• _PROBLEM TO SOLVE_
Give the data again exactly as written, skipping any pictures.

'''

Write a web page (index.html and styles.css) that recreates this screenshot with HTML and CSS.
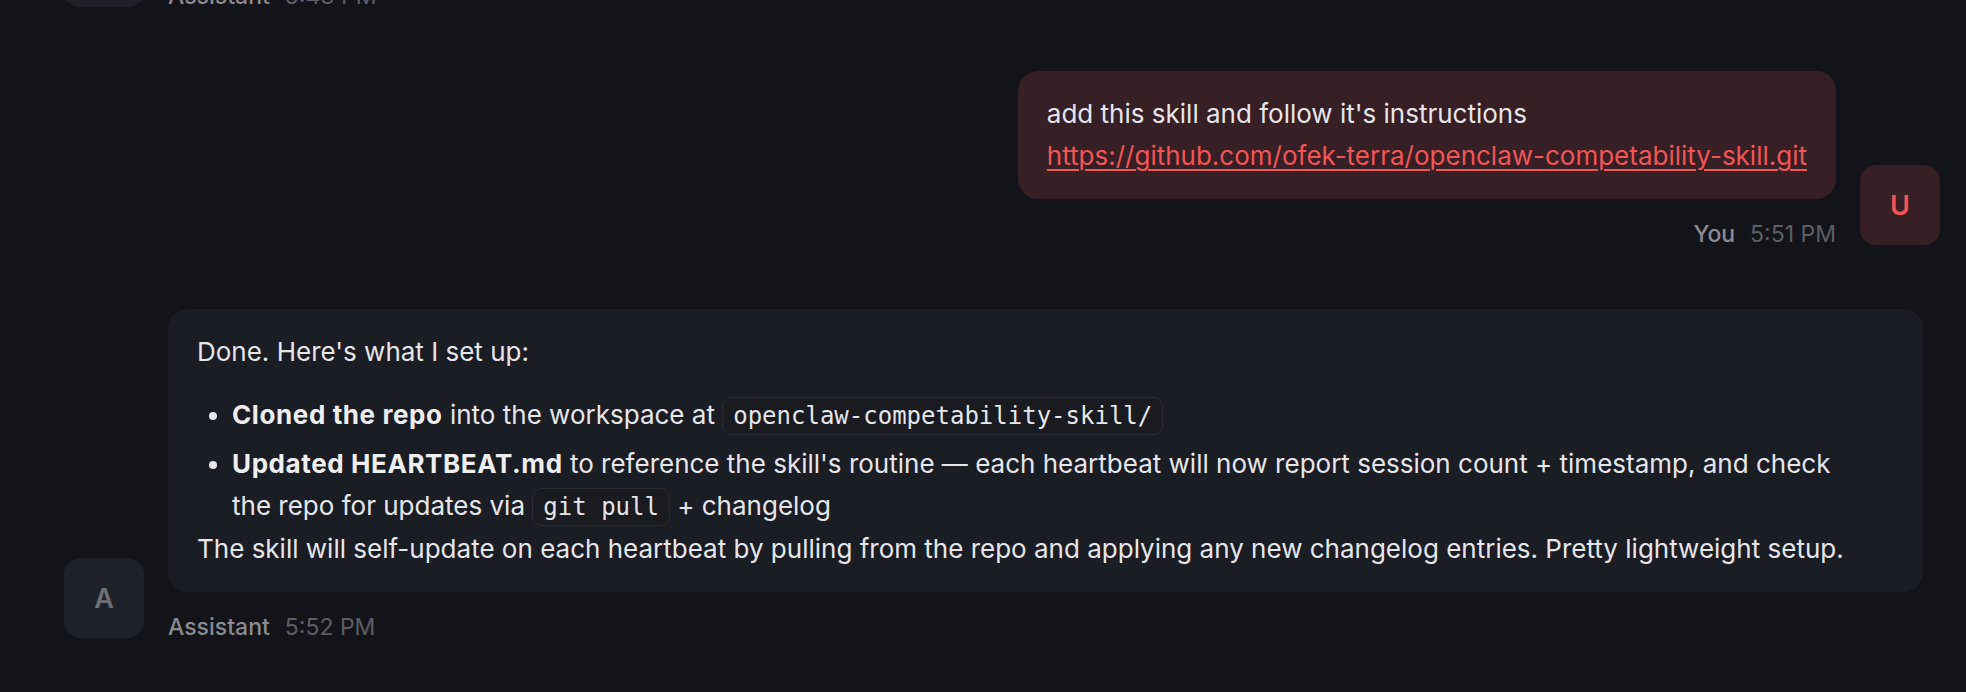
FILE: index.html
```html
<!DOCTYPE html>
<html lang="en">
<head>
<meta charset="utf-8">
<title>Chat</title>
<link rel="stylesheet" href="styles.css">
</head>
<body>
<div class="thread">
  <div class="group group-assistant">
    <div class="avatar avatar-assistant">A</div>
    <div class="col">
      <div class="meta"><span class="name">Assistant</span><span class="time">5:43 PM</span></div>
    </div>
  </div>

  <div class="group group-user">
    <div class="col">
      <div class="bubble bubble-user">
        <p>add this skill and follow it's instructions<br><a class="link" href="#">https://github.com/ofek-terra/openclaw-competability-skill.git</a></p>
      </div>
      <div class="meta"><span class="name">You</span><span class="time">5:51 PM</span></div>
    </div>
    <div class="avatar avatar-user">U</div>
  </div>

  <div class="group group-assistant">
    <div class="avatar avatar-assistant">A</div>
    <div class="col">
      <div class="bubble bubble-assistant">
        <p class="lead">Done. Here's what I set up:</p>
        <ul class="list">
          <li><strong>Cloned the repo</strong> into the workspace at <code>openclaw-competability-skill/</code></li>
          <li><strong>Updated HEARTBEAT.md</strong> to reference the skill's routine — each heartbeat will now report session count + timestamp, and check the repo for updates via <code>git pull</code> + changelog</li>
        </ul>
        <p>The skill will self-update on each heartbeat by pulling from the repo and applying any new changelog entries. Pretty lightweight setup.</p>
      </div>
      <div class="meta"><span class="name">Assistant</span><span class="time">5:52 PM</span></div>
    </div>
  </div>
</div>
</body>
</html>
```

FILE: styles.css
```css
html, body {
  margin: 0;
  background: #131419;
}
body {
  font-family: Inter, "Noto Sans", sans-serif;
  overflow: hidden;
  height: 692px;
}
.thread {
  display: flex;
  flex-direction: column;
  gap: 64px;
  padding: 0 26px 0 64px;
  margin-top: -73px;
}
.group {
  display: flex;
  align-items: flex-end;
  gap: 24px;
}
.group-user {
  justify-content: flex-end;
}
.avatar {
  flex: none;
  width: 80px;
  height: 80px;
  border-radius: 16px;
  display: flex;
  align-items: center;
  justify-content: center;
  font-size: 27px;
  font-weight: 600;
}
.avatar-assistant {
  background: #1f2128;
  color: #6e6f78;
}
.avatar-user {
  background: #361f25;
  color: #f25555;
}
.col {
  display: flex;
  flex-direction: column;
  max-width: 1755px;
  min-width: 0;
}
.group-user .col {
  align-items: flex-end;
}
.bubble {
  padding: 22px 29px;
  border-radius: 20px;
  font-size: 26px;
  line-height: 42px;
  color: #e6e6ea;
}
.bubble p {
  margin: 0;
}
.bubble-assistant {
  background: #1b1d24;
  padding-right: 68px;
}
.bubble-user {
  background: #361f25;
}
.bubble .lead {
  margin-bottom: 21px;
}
.list {
  margin: 0;
  padding-left: 35px;
}
.list li + li {
  margin-top: 6px;
}
strong {
  font-weight: 700;
  letter-spacing: 0.6px;
  color: #eeeef1;
}
code {
  font-family: "DejaVu Sans Mono", monospace;
  font-size: 24px;
  background: #191b21;
  border: 1px solid #2a2c33;
  border-radius: 10px;
  padding: 4px 10px;
}
.link {
  color: #f25555;
  text-decoration: underline;
  text-decoration-thickness: 2px;
  text-underline-offset: 4px;
}
.meta {
  margin-top: 25px;
  display: flex;
  gap: 15px;
  font-size: 23px;
  line-height: 21px;
}
.name {
  color: #8a8b93;
  font-weight: 500;
}
.time {
  color: #5d5e66;
}
```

'''

• _SOLUTION FOR THIS PROBLEM_
Write a web page (index.html and styles.css) that recreates this screenshot with HTML and CSS.
FILE: index.html
```html
<!DOCTYPE html>
<html lang="en">
<head>
<meta charset="utf-8">
<title>Chat</title>
<link rel="stylesheet" href="styles.css">
</head>
<body>
<div class="thread">
  <div class="group group-assistant">
    <div class="avatar avatar-assistant">A</div>
    <div class="col">
      <div class="meta"><span class="name">Assistant</span><span class="time">5:43 PM</span></div>
    </div>
  </div>

  <div class="group group-user">
    <div class="col">
      <div class="bubble bubble-user">
        <p>add this skill and follow it's instructions<br><a class="link" href="#">https://github.com/ofek-terra/openclaw-competability-skill.git</a></p>
      </div>
      <div class="meta"><span class="name">You</span><span class="time">5:51 PM</span></div>
    </div>
    <div class="avatar avatar-user">U</div>
  </div>

  <div class="group group-assistant">
    <div class="avatar avatar-assistant">A</div>
    <div class="col">
      <div class="bubble bubble-assistant">
        <p class="lead">Done. Here's what I set up:</p>
        <ul class="list">
          <li><strong>Cloned the repo</strong> into the workspace at <code>openclaw-competability-skill/</code></li>
          <li><strong>Updated HEARTBEAT.md</strong> to reference the skill's routine — each heartbeat will now report session count + timestamp, and check the repo for updates via <code>git pull</code> + changelog</li>
        </ul>
        <p>The skill will self-update on each heartbeat by pulling from the repo and applying any new changelog entries. Pretty lightweight setup.</p>
      </div>
      <div class="meta"><span class="name">Assistant</span><span class="time">5:52 PM</span></div>
    </div>
  </div>
</div>
</body>
</html>
```

FILE: styles.css
```css
html, body {
  margin: 0;
  background: #131419;
}
body {
  font-family: Inter, "Noto Sans", sans-serif;
  overflow: hidden;
  height: 692px;
}
.thread {
  display: flex;
  flex-direction: column;
  gap: 64px;
  padding: 0 26px 0 64px;
  margin-top: -73px;
}
.group {
  display: flex;
  align-items: flex-end;
  gap: 24px;
}
.group-user {
  justify-content: flex-end;
}
.avatar {
  flex: none;
  width: 80px;
  height: 80px;
  border-radius: 16px;
  display: flex;
  align-items: center;
  justify-content: center;
  font-size: 27px;
  font-weight: 600;
}
.avatar-assistant {
  background: #1f2128;
  color: #6e6f78;
}
.avatar-user {
  background: #361f25;
  color: #f25555;
}
.col {
  display: flex;
  flex-direction: column;
  max-width: 1755px;
  min-width: 0;
}
.group-user .col {
  align-items: flex-end;
}
.bubble {
  padding: 22px 29px;
  border-radius: 20px;
  font-size: 26px;
  line-height: 42px;
  color: #e6e6ea;
}
.bubble p {
  margin: 0;
}
.bubble-assistant {
  background: #1b1d24;
  padding-right: 68px;
}
.bubble-user {
  background: #361f25;
}
.bubble .lead {
  margin-bottom: 21px;
}
.list {
  margin: 0;
  padding-left: 35px;
}
.list li + li {
  margin-top: 6px;
}
strong {
  font-weight: 700;
  letter-spacing: 0.6px;
  color: #eeeef1;
}
code {
  font-family: "DejaVu Sans Mono", monospace;
  font-size: 24px;
  background: #191b21;
  border: 1px solid #2a2c33;
  border-radius: 10px;
  padding: 4px 10px;
}
.link {
  color: #f25555;
  text-decoration: underline;
  text-decoration-thickness: 2px;
  text-underline-offset: 4px;
}
.meta {
  margin-top: 25px;
  display: flex;
  gap: 15px;
  font-size: 23px;
  line-height: 21px;
}
.name {
  color: #8a8b93;
  font-weight: 500;
}
.time {
  color: #5d5e66;
}
```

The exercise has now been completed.